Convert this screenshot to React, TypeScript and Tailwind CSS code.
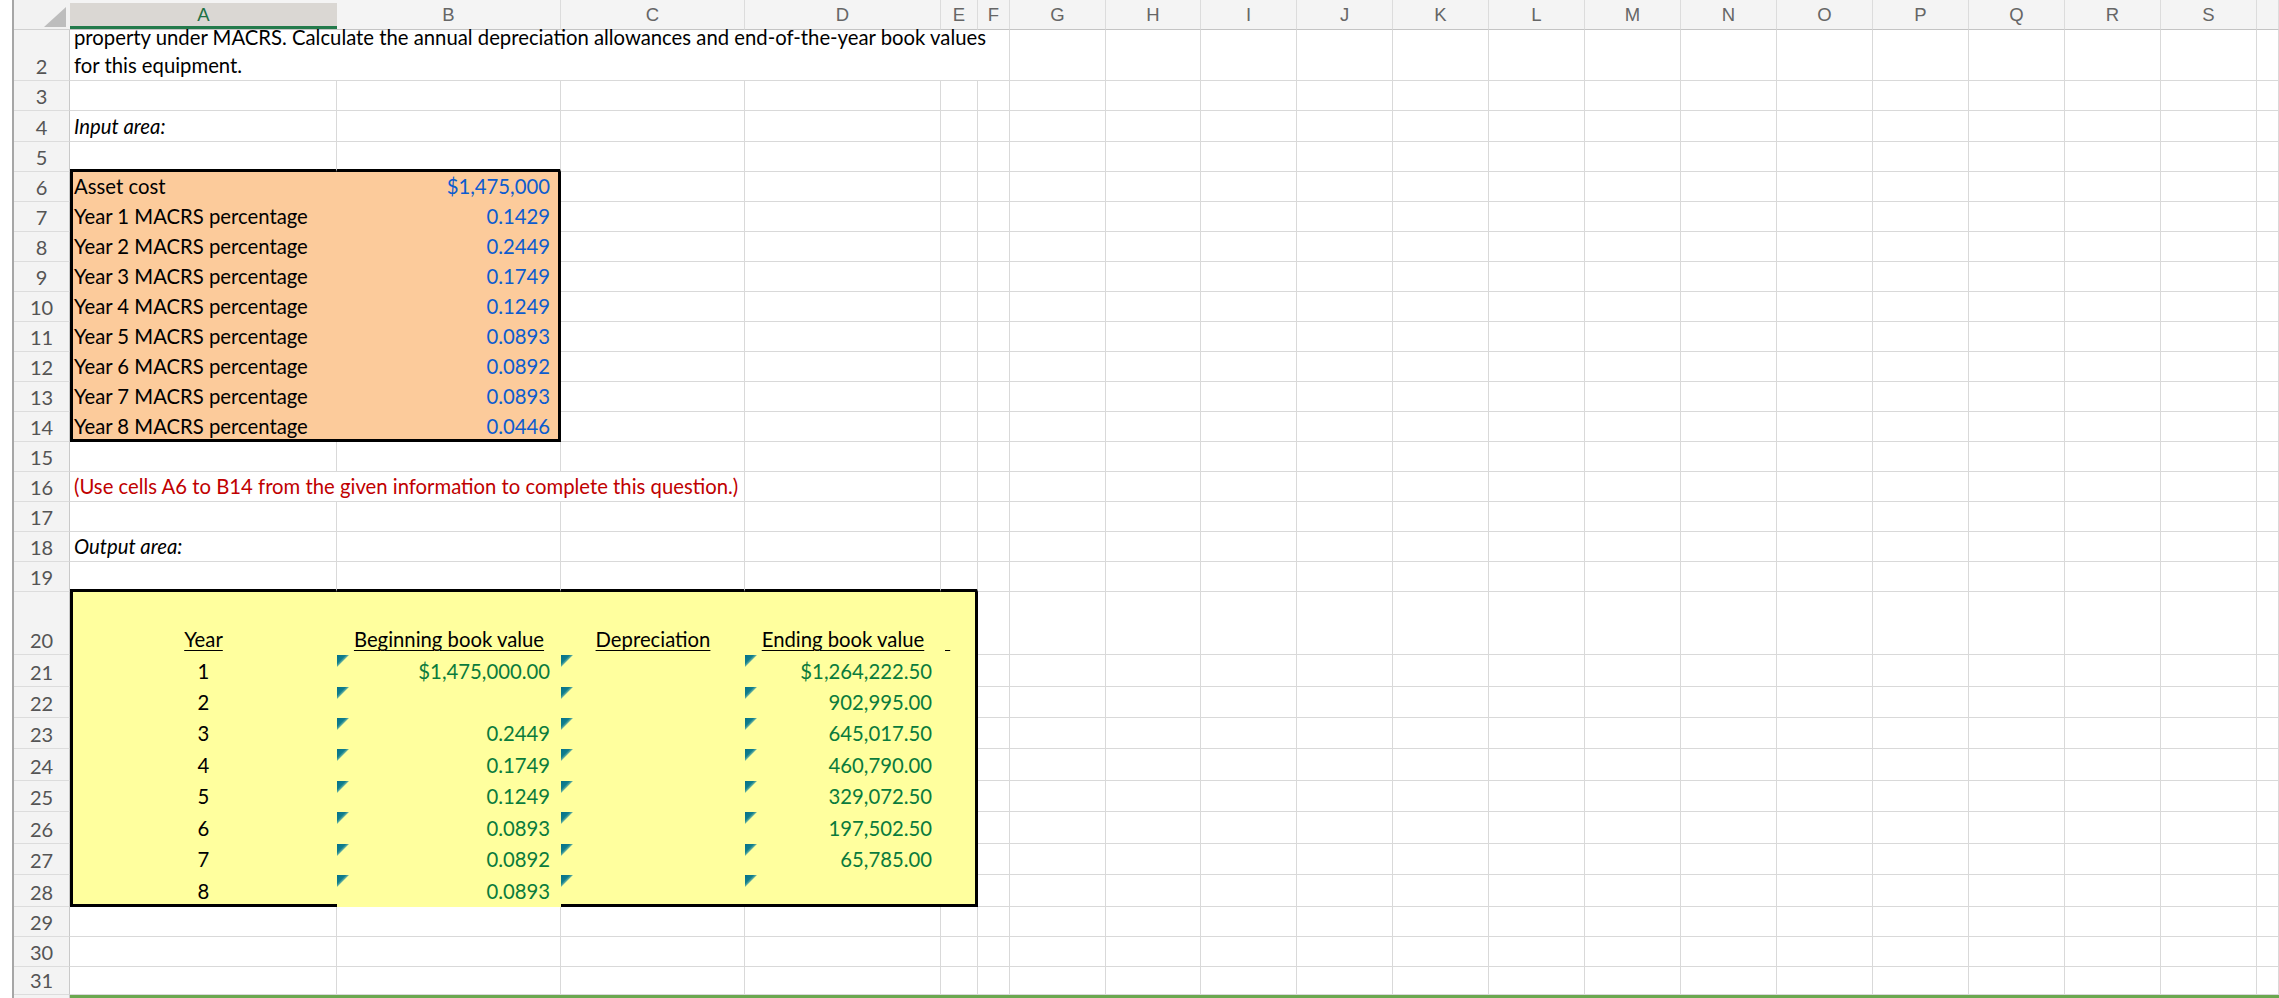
import React from "react";

const COLS =
  "grid grid-cols-[56px_267px_224px_184px_196px_37px_32px_96px_95px_repeat(11,96px)_1fr]";
const LETTERS = ["A", "B", "C", "D", "E", "F", "G", "H", "I", "J", "K", "L", "M", "N", "O", "P", "Q", "R", "S", ""];
const GRID = "border-r border-b border-[#d9d9d9]";
const TXT = "flex items-end whitespace-nowrap px-[4px] leading-[24px]";
const THICK_BOTTOM = "border-r border-r-[#d9d9d9] border-b-[3px] border-b-black";

const INPUT = [
  ["Asset cost", "$1,475,000"],
  ["Year 1 MACRS percentage", "0.1429"],
  ["Year 2 MACRS percentage", "0.2449"],
  ["Year 3 MACRS percentage", "0.1749"],
  ["Year 4 MACRS percentage", "0.1249"],
  ["Year 5 MACRS percentage", "0.0893"],
  ["Year 6 MACRS percentage", "0.0892"],
  ["Year 7 MACRS percentage", "0.0893"],
  ["Year 8 MACRS percentage", "0.0446"],
];

const OUT = [
  { y: 1, beg: "$1,475,000.00", end: "$1,264,222.50", h: "h-[32px]" },
  { y: 2, beg: "", end: "902,995.00", h: "h-[31px]" },
  { y: 3, beg: "0.2449", end: "645,017.50", h: "h-[31px]" },
  { y: 4, beg: "0.1749", end: "460,790.00", h: "h-[32px]" },
  { y: 5, beg: "0.1249", end: "329,072.50", h: "h-[31px]" },
  { y: 6, beg: "0.0893", end: "197,502.50", h: "h-[32px]" },
  { y: 7, beg: "0.0892", end: "65,785.00", h: "h-[31px]" },
  { y: 8, beg: "0.0893", end: "", h: "h-[32px]" },
];

function RowNum({ n }: { n?: number }) {
  return (
    <div className="flex items-end justify-center bg-[#f3f3f3] border-r border-r-[#c9c9c9] border-b border-b-[#dcdcdc] pb-[4px] text-[20px] leading-[20px] text-[#555]">
      {n}
    </div>
  );
}

function blanks(from: number, special?: (i: number) => string | undefined) {
  const out = [];
  for (let i = from; i < 20; i++) out.push(<div key={i} className={special?.(i) ?? GRID} />);
  return out;
}

// excel "number stored as text" style corner flag
function Flag() {
  return (
    <svg className="absolute left-0 top-0" width="12" height="12" viewBox="0 0 12 12">
      <defs>
        <linearGradient id="flag" x1="0" y1="0" x2="1" y2="1">
          <stop offset="0" stopColor="#04708a" />
          <stop offset="0.36" stopColor="#107e8d" />
          <stop offset="0.5" stopColor="#74b8a2" />
        </linearGradient>
      </defs>
      <polygon points="0,0 12,0 0,12" fill="url(#flag)" />
    </svg>
  );
}

function Row({ h, n, children }: { h: string; n?: number; children: React.ReactNode }) {
  return (
    <div className={`${COLS} ${h}`}>
      <RowNum n={n} />
      {children}
    </div>
  );
}

export default function App() {
  return (
    <div className="w-[2279px] h-[998px] overflow-hidden bg-white pl-[12px] [font-family:Lato,'Open_Sans',sans-serif] text-[20.3px] text-black">
      <div className="h-full border-l-2 border-[#a6a6a6]">
        {/* column headers */}
        <div className={`${COLS} h-[30px]`}>
          <div className="relative bg-[#f2f2f2] border-b border-[#d0d0d0]">
            <svg className="absolute left-[30px] top-[7px]" width="22" height="20" viewBox="0 0 22 20">
              <polygon points="22,0 22,20 0,20" fill="#bdbdbd" />
            </svg>
          </div>
          {LETTERS.map((l, i) =>
            i === 0 ? (
              <div key={i} className="bg-[#f4f4f4] pt-[3px] border-b border-[#c4c4c4]">
                <div className="h-full flex items-center justify-center bg-[#dad7d3] border-b-[3px] border-[#237a4b] text-[18.5px] leading-[20px] text-[#1e7145] [font-family:'Liberation_Sans',Arial,sans-serif]">
                  {l}
                </div>
              </div>
            ) : (
              <div
                key={i}
                className="flex items-center justify-center bg-[#f4f4f4] border-r border-r-[#dcdcdc] border-b border-b-[#c4c4c4] text-[18.5px] leading-[20px] text-[#666] [font-family:'Liberation_Sans',Arial,sans-serif]"
              >
                {l}
              </div>
            )
          )}
        </div>

        <Row h="h-[51px]" n={2}>
          <div className="col-span-6 h-[51px] flex flex-col justify-end whitespace-nowrap px-[4px] border-r border-b border-[#d9d9d9]">
            <div className="leading-[27px]">property under MACRS. Calculate the annual depreciation allowances and end-of-the-year book values</div>
            <div className="leading-[29px]">for this equipment.</div>
          </div>
          {blanks(6)}
        </Row>
        <Row h="h-[30px]" n={3}>{blanks(0)}</Row>
        <Row h="h-[31px]" n={4}>
          <div className={`${TXT} ${GRID} pb-[3px] italic`}>Input area:</div>
          {blanks(1)}
        </Row>
        <Row h="h-[30px]" n={5}>{blanks(0, (i) => (i < 2 ? THICK_BOTTOM : undefined))}</Row>

        {/* input area */}
        {INPUT.map(([label, val], i) => {
          const last = i === INPUT.length - 1;
          return (
            <Row key={label} h="h-[30px]" n={6 + i}>
              <div className={`${TXT} bg-[#fccb9b] border-l-[3px] border-black pl-[1px] ${last ? "border-b-[3px] pb-[1px]" : "pb-[4px]"}`}>
                {label}
              </div>
              <div
                className={`${TXT} justify-end bg-[#fccb9b] border-r-[3px] border-black pr-[8px] text-[#0c5ccf] ${last ? "border-b-[3px] pb-[1px]" : "pb-[4px]"}`}
              >
                {val}
              </div>
              {blanks(2)}
            </Row>
          );
        })}

        <Row h="h-[30px]" n={15}>{blanks(0)}</Row>
        <Row h="h-[30px]" n={16}>
          <div className={`col-span-3 ${TXT} ${GRID} pb-[3px] text-[#c00000]`}>
            (Use cells A6 to B14 from the given information to complete this question.)
          </div>
          {blanks(3)}
        </Row>
        <Row h="h-[30px]" n={17}>{blanks(0)}</Row>
        <Row h="h-[30px]" n={18}>
          <div className={`${TXT} ${GRID} pb-[3px] italic`}>Output area:</div>
          {blanks(1)}
        </Row>
        <Row h="h-[30px]" n={19}>{blanks(0, (i) => (i < 5 ? THICK_BOTTOM : undefined))}</Row>

        {/* output area */}
        <Row h="h-[63px]" n={20}>
          <div className={`${TXT} justify-center pb-[4px] pr-[7px] bg-[#ffff9e] border-l-[3px] border-black`}>
            <span className="underline decoration-1 underline-offset-[3px]">Year</span>
          </div>
          <div className={`${TXT} justify-center pb-[4px] bg-[#ffff9e]`}>
            <span className="underline decoration-1 underline-offset-[3px]">Beginning book value</span>
          </div>
          <div className={`${TXT} justify-center pb-[4px] bg-[#ffff9e]`}>
            <span className="underline decoration-1 underline-offset-[3px]">Depreciation</span>
          </div>
          <div className={`${TXT} justify-center pb-[4px] bg-[#ffff9e]`}>
            <span className="underline decoration-1 underline-offset-[3px]">Ending book value</span>
          </div>
          <div className={`${TXT} pb-[4px] bg-[#ffff9e] border-r-[3px] border-black`}>
            <span className="underline decoration-1 underline-offset-[3px]">{"\u00a0"}</span>
          </div>
          {blanks(5)}
        </Row>
        {OUT.map((r, i) => {
          const last = i === OUT.length - 1;
          const bb = last ? "border-b-[3px] border-b-black pb-[1px]" : "pb-[4px]";
          return (
            <Row key={r.y} h={r.h} n={21 + i}>
              <div className={`${TXT} justify-center pr-[7px] bg-[#ffff9e] border-l-[3px] border-l-black ${bb}`}>{r.y}</div>
              <div className={`relative ${TXT} justify-end pr-[11px] pb-[4px] bg-[#ffff9e] text-[#0a7b3c]`}>
                <Flag />
                {r.beg}
              </div>
              <div className={`relative ${TXT} bg-[#ffff9e] ${bb}`}>
                <Flag />
              </div>
              <div className={`relative ${TXT} justify-end pr-[9px] bg-[#ffff9e] text-[#0a7b3c] ${bb}`}>
                <Flag />
                {r.end}
              </div>
              <div className={`${TXT} bg-[#ffff9e] border-r-[3px] border-r-black ${bb}`} />
              {blanks(5)}
            </Row>
          );
        })}

        <Row h="h-[30px]" n={29}>{blanks(0)}</Row>
        <Row h="h-[30px]" n={30}>{blanks(0)}</Row>
        <Row h="h-[28px]" n={31}>{blanks(0)}</Row>
        <div className={`${COLS} h-[3px]`}>
          <div className="bg-[#f3f3f3] border-r border-[#c9c9c9]" />
          <div className="col-[2/-1] bg-[#6aa84f]" />
        </div>
      </div>
    </div>
  );
}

● ● ● ● ●

- [YOUR INSTRUCTIONS] Copy out the lines in which the string "this" appears.

- [FULL SOLUTION]
Convert this screenshot to React, TypeScript and Tailwind CSS code.
            <div className="leading-[29px]">for this equipment.</div>
            (Use cells A6 to B14 from the given information to complete this question.)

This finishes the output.